Next gen kids bikes: YT and Whyte take kids' bikes to the next level

Do eight-year-old kids really need full-suspension bikes? Definitely not, but that doesn’t mean it’s not a great feature to have on a bike.

Read more: Best kids bikes – balance bikes and pedal bikes

Last year YT showed us something special, a new prototype kids’ bike that 10-year-old ripper Harry Schofield had been testing for them. Based on the YT Jeffsy trail bike, it brought 140mm travel, top-end components and suspension designed for lightweight riders into the hands of children. Great for Harry, but what about the rest of us with kids?

Well now YT has brought the bike to production: called the YT Jeffsy Primus JP, the new bike comes with 24in or 26in wheels and costs £1,599 to £1,699, depending on the wheelsize. YT says it’s been designed to fit riders from 135cm to 160cm, which means it’s targeted at kids from eight to nine years old in 24in-wheeled guise, stretching up to teenagers in the 26in-wheeled bike. 
The smaller-wheeled bike delivers 130mm travel through its Manitou McLeod shock, while the 26in dishes out 140mm of travel 
with a RockShox Deluxe Select+ shock.

Full suspension may be OTT for kids but there’s no doubt that it increases their comfort and speed and opening up more trails to ride.
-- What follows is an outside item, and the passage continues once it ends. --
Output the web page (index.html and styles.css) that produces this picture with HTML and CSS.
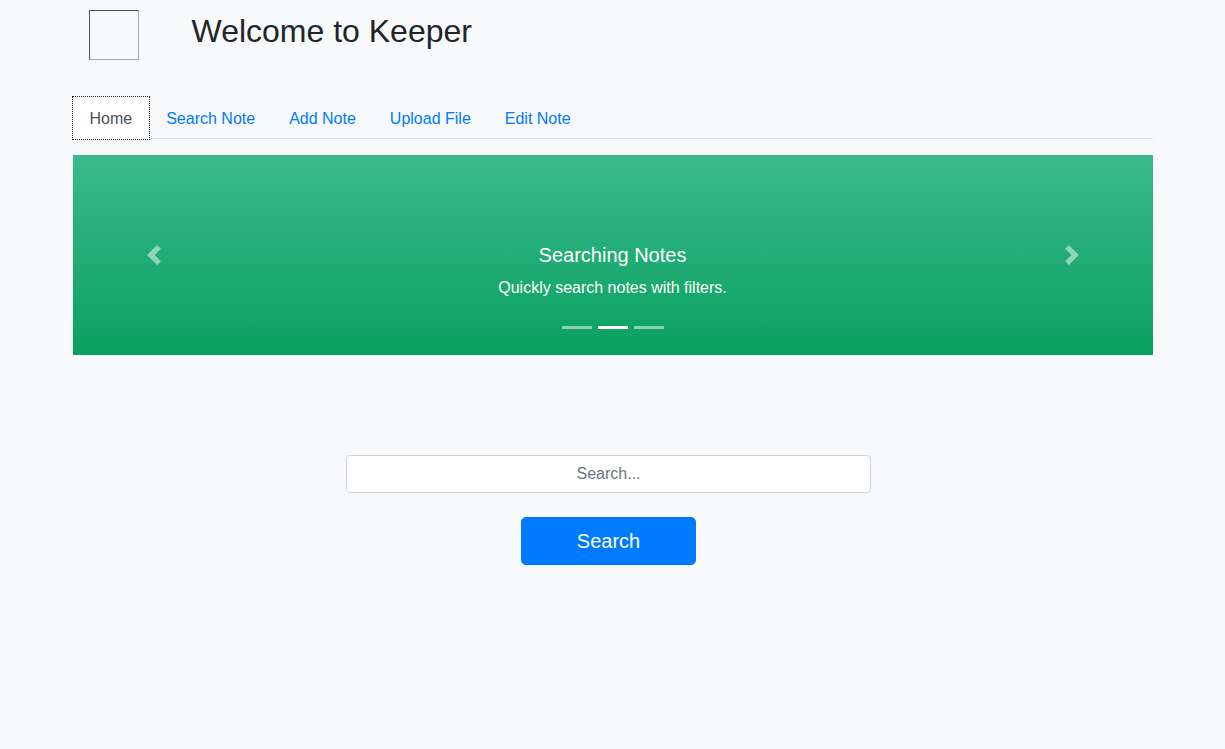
FILE: index.html
```html
<!DOCTYPE html>
<html lang="en">
<head>
<meta charset="utf-8">
<title>Keeper</title>
<link rel="stylesheet" href="styles.css">
</head>
<body>
<div class="container">
  <header class="header">
    <div class="logo"></div>
    <h2 class="title">Welcome to Keeper</h2>
  </header>
  <ul class="tabs">
    <li><a class="tab active" href="#">Home</a></li>
    <li><a class="tab" href="#">Search Note</a></li>
    <li><a class="tab" href="#">Add Note</a></li>
    <li><a class="tab" href="#">Upload File</a></li>
    <li><a class="tab" href="#">Edit Note</a></li>
  </ul>
  <div class="carousel">
    <a class="control" href="#">
      <svg width="20" height="20" viewBox="0 0 8 8"><path fill="#fff" d="M5.25 0l-4 4 4 4 1.5-1.5-2.5-2.5 2.5-2.5-1.5-1.5z"/></svg>
    </a>
    <div class="center">
      <h5 class="cap-title">Searching Notes</h5>
      <p class="cap-text">Quickly search notes with filters.</p>
      <ol class="indicators">
        <li></li>
        <li class="on"></li>
        <li></li>
      </ol>
    </div>
    <a class="control" href="#">
      <svg width="20" height="20" viewBox="0 0 8 8"><path fill="#fff" d="M2.75 0l-1.5 1.5 2.5 2.5-2.5 2.5 1.5 1.5 4-4-4-4z"/></svg>
    </a>
  </div>
  <form class="search">
    <input class="search-input" type="text" placeholder="Search...">
    <button class="search-btn" type="button">Search</button>
  </form>
</div>
</body>
</html>
```

FILE: styles.css
```css
* { box-sizing: border-box; }
html, body { margin: 0; padding: 0; }
body {
  background: #f8f9fa;
  font-family: "Liberation Sans", Arial, sans-serif;
  font-size: 16px;
  line-height: 1.5;
  color: #212529;
}
.container {
  width: 1080px;
  margin: 0 auto;
}
.header {
  display: flex;
  align-items: flex-start;
  padding-top: 10px;
  height: 97px;
}
.logo {
  width: 50px;
  height: 50px;
  margin-left: 16px;
  border: 1px solid;
  border-color: #505050 #a9a9a9 #a9a9a9 #505050;
}
.title {
  margin: 2px 0 0 53px;
  font-size: 32px;
  font-weight: 400;
  line-height: 1.2;
  color: #212529;
}
.tabs {
  display: flex;
  list-style: none;
  margin: 0;
  padding: 0;
  border-bottom: 1px solid #dee2e6;
}
.tab {
  display: block;
  padding: 9px 16px 7px;
  border: 1px solid transparent;
  border-top-left-radius: 4px;
  border-top-right-radius: 4px;
  margin-bottom: -1px;
  color: #007bff;
  text-decoration: none;
}
.tab.active {
  background: #fff;
  color: #495057;
  border-color: #fff;
  border-radius: 0;
  outline: 1px dotted #212529;
}
.carousel {
  margin-top: 16px;
  height: 200px;
  display: grid;
  grid-template-columns: 162px 1fr 162px;
  background: linear-gradient(to bottom, #3bb98e, #09a15e);
  color: #fff;
}
.control {
  display: flex;
  align-items: center;
  justify-content: center;
  opacity: 0.5;
}
.center {
  text-align: center;
  padding-top: 88px;
}
.cap-title {
  margin: 0 0 9px;
  font-size: 20px;
  font-weight: 400;
  line-height: 1.2;
}
.cap-text {
  margin: 0;
  font-size: 16px;
  line-height: 24px;
}
.indicators {
  display: flex;
  justify-content: center;
  list-style: none;
  margin: 26px 0 0;
  padding: 0;
}
.indicators li {
  width: 30px;
  height: 3px;
  margin: 0 3px;
  background: #fff;
  opacity: 0.5;
}
.indicators li.on { opacity: 1; }
.search {
  display: flex;
  flex-direction: column;
  align-items: center;
  margin-top: 100px;
  padding-right: 8px;
}
.search-input {
  width: 525px;
  height: 38px;
  padding: 6px 12px;
  font-family: inherit;
  font-size: 16px;
  text-align: center;
  color: #495057;
  background: #fff;
  border: 1px solid #ced4da;
  border-radius: 4px;
}
.search-input::placeholder { color: #6c757d; }
.search-btn {
  margin-top: 24px;
  width: 175px;
  height: 48px;
  font-family: inherit;
  font-size: 20px;
  color: #fff;
  background: #007bff;
  border: 1px solid #007bff;
  border-radius: 4.8px;
}
```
YT’s focus is certainly on the gravity side of mountain biking – almost all its bikes prioritise descending over climbing – so it’s perhaps no surprise to see its first grom bike in full production.

The Primus has been designed from the 27.5in YT Jeffsy trail bike, although naturally YT has reworked the suspension kinematics and changed the geometry to suit smaller riders. The shock has been shrunk down in terms of eye-to-eye length and stroke and there’s a lighter tune too.

The components look equally sorted, with a SRAM SX 12-speed drivetrain complete with 10-50t cassette and small 30t chainring for less powerful riders. There’s YT’s own Postman dropper in diddy 100mm drop on the 26in bike, Maxxis Minion tyres, and SRAM Guide R brakes with custom short-pull levers.

This is a proper bike then, and you have to pay proper prices for it. The question is then, how many parents will be willing to shell out £1,600 for a 10-year-old’s bike that’ll be outgrown in a few years? YT concedes this market really isn’t very big, you need a committed mountain biker who wants their 
kid to have the best bike possible.

“It’s too much to say it’s a passion project but we did want to make a real performance mountain bike and not a toy bike – it’s a definitely a real bike for small people,” says Oliver Junggeburth from YT. We couldn’t agree more – it’s the most advanced kids’ bike we’ve seen.

The next big thing

If the YT Jeffsy Primus is the most desirable bike for 10-year-olds, the Whyte T-130 SR Youth V2 does it for the teenagers. It’s more money at £2,299, but it’s the next logical step for committed kids once they’ve outgrown 26in wheels.

The T-130 SR Youth is essentially an extra small version of the brand’s T-130 platform, meaning it comes with 130mm travel and a Fox Performance 34 140mm fork. This bike marks the crossover for Whyte into adult bike territory, meaning there are no small kids’ components here, instead everything is small-adult sized, from the 100mm dropper post to the 760mm bar and 35mm stem.
Whyte’s philosophy is that its kids’ bikes are absolutely core to the brand and you only have to look at the range on offer on its website to figure that out: everything from 20in pedal bikes up to the E-150 RS Youth V1 e-bike at £5,250.

Read more: Best electric mountain bikes – all you need to know

Just like YT, Whyte says it wants to make kids’ bikes that are just as capable as its adult bikes. Whyte make less money on these bikes because of that. It’s not altruism, though, this is a long-term investment in the brand that Whyte hopes will build loyalty and repeat customers.

Retro bikes

Jumping on the YT Primus JP 26 feels eerily familiar. Running a tape measure over the bike and rummaging through some back issues of mbr reveals the geometry is remarkably close to the best bikes from a decade back. Take the Orange Five from 2008: just like the YT, it had a 26in wheel and 140mm travel – it also had a long-for-its-time 1,124mm wheelbase in size large, which is just 20mm more than the Primus. Boy, have we come a long way.